Why is it useful? Because we can now talk about a more general problem: find $$s$$ such that $$\textsf{H}(s) < T$$.  That is, we don't require a specific output, but one out of $$n$$ specific outputs. (Again, since all outputs are uniformly likely and independent, it does not matter *what* $$n$$ values are allowed, so we choose $$0,\ldots,n-1$$  out of convenience).

We call $$T$$ the *target*, and our first task is to figure out how to set it. To do that, we work out the expected time to solve the puzzle, and how it is affected by $$T$$.

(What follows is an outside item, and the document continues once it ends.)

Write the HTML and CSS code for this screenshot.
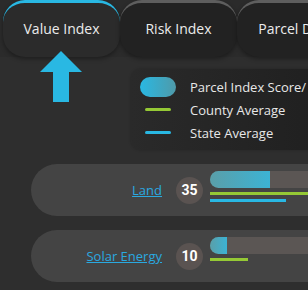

This is a simple computation. For any $$s$$, there is a one in $$N$$ chance that $$\textsf{H}(s)  = 0$$ and a one in $$N$$ chance that $$\textsf{H}(s)=1$$. Note that it is impossible that $$\textsf{H}(s)  = 0$$ *and* that $$\textsf{H}  (s)=1$$. In probability theory, two events that cannot happen are called *disjoint*.  A basic property of disjoint events is that the probability that *either* of them happens is the *sum* of their probabilities. In other words, the probability that $$\textsf{H}(s)=0$$ *or* $$\textsf{H}(s)=1$$ is two (= one + one) in $$N$$. So we expect it should take about $$N/2$$ queries, or $$t\cdot  N/2$$ seconds, to find such an $$s$$ such that $$\textsf{H}(s)<2$$.

This argument generalizes directly to show that we expect it would take $$t\cdot N/T$$ seconds to find $$s$$ such  that $$\textsf{H}(s)  <  T$$.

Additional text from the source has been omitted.